Dear Apple: Go Big with Siri and Nuance in iOS 5
As someone who served on the boards of Siri and Nuance—two companies whose technologies are rumored to be deeply integrated into Apple’s upcoming iOS 5—I might have a unique take on what’s possible at the upcoming Apple World Wide Developer Conference (WWDC ) in San Francisco June 6-10. I throw my speculations into the ring with so many others, informed not by any privileged knowledge (the product team is appropriately tight-lipped), but by my long-time involvement with speech recognition and artificial intelligence (AI). With Siri and Nuance, Apple can leapfrog Google’s Android in the short-term. Or, they can do something “Apple-esque” and fundamentally change the rules of the game and reclaim leadership for good.
From a standing start three years ago, Android has managed to overtake iOS as the leading smartphone platform. Today, Google has 35 percent (versus Apple’s 26 percent) of the U.S. smartphone market, according to a comScore report for April 2011. How Apple uses Siri and Nuance in their next move will have important repercussions for the company as well as the developer, technology, and user communities worldwide.
Of all the rumors coming out of the rumor mill, the following is most pertinent for this conversation: It is widely reported that Apple is working on a licensing agreement with Nuance to embed speech recognition capabilities deeply into iOS 5. It is also speculated that Siri, a natural language AI technology acquired by Apple in April 2010, will figure prominently in iOS 5. In addition, Apple may be working on a “world phone” or “iPhone 4S or 5” which would be compatible with both GSM and CDMA—which means it would work on almost all of the world’s cellular networks.

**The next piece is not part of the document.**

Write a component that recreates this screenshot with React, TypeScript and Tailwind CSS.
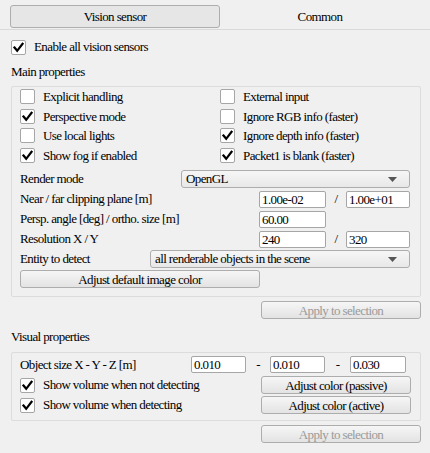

If these rumors are true, Apple is in an advantageous position. But it remains to be seen have far they will push their advantage. For example, Apple can either integrate Nuance and Siri a little—or a lot. I say, go big. Don’t use the incredible power of these two best-in-class technologies to manage Apple-only applications. Sure, it would be fun to say, “Open iTunes. Play Born this Way by Lady Gaga,” instead of typing it out. But it would be far more transformative to open up the API to allow all of Apple’s 100,000-plus registered developers to dream up ways to use voice recognition and natural language AI in their own third-party apps.
Die-hard Apple fans fear a repeat of history in which Apple chooses to control innovation. That didn’t work out so well for Apple back in the 1980s and 1990s when Microsoft ate their lunch by opening their hardware platform and encouraging a proliferation and domination of Windows-compatible systems. I don’t believe that will happen again; but it is possible.
A quick primer on what Nuance and Siri can do will shed light on why I am so fascinated by their achievements. Both born out of the prestigious SRI International technology R&D center in Menlo Park, CA, they serve different parts of the spectrum in which your verbal intent is translated into action.
For example, you say, “Book me a table for two at Il Fornaio in Palo Alto at 6 p.m. tonight.”
Nuance would perform speech recognition and parse out every sound in that phrase. It would map sounds into syllables and syllables into words. This is a non-trivial task and Nuance does it extremely well (so well the company has a market cap of more than $6 billion today). It would then present those sounds as transcriptions. But it ends there. It does not understand those transcriptions.
Siri is far better at understanding. It’s a gifted natural language AI technology that knows the myriad of ways people express intent. Siri knows that by “book” you don’t mean a paperback novel but the action to “reserve” a table. It adds a deep layer of intelligence on top of Nuance and helps turn your spoken intent into action. It can go right to OpenTable and reserve a table for you. With one verbal command, you can skip the thumb typing and avoid the three Web screens to complete your task.
It would be quintessential Apple to rewrite the rules and surprise the world—like they did with the iPad. Apple owns nearly 90 percent of the tablet market today because they dictated what a tablet should be—with its industrial design, elegant UI, treasure chest of applications and an entire supporting ecosystem.
They can also dictate what a smartphone should be. It must have deeply embedded voice recognition and artificial intelligence capabilities, a bevy of related applications, and the ability to run across the world’s telecommunications networks. (Nuance, by the way, speaks 56 languages and dialects to date.) Apple should offer APIs that let developers tap directly into Nuance’s technology to speech-enable more types of interactions, and into Siri’s technology to translate users’ voice commands into practical actions.
That’s how Apple can deliver on the promise of Siri—by leveraging speech recognition and natural-language understanding to make the mobile platform more productive and capable than a keyboard-enabled, big screen system allows. In this way, Apple can give its own developer community powerful new tools, reclaim the high ground, and make it exceedingly difficult for others to follow.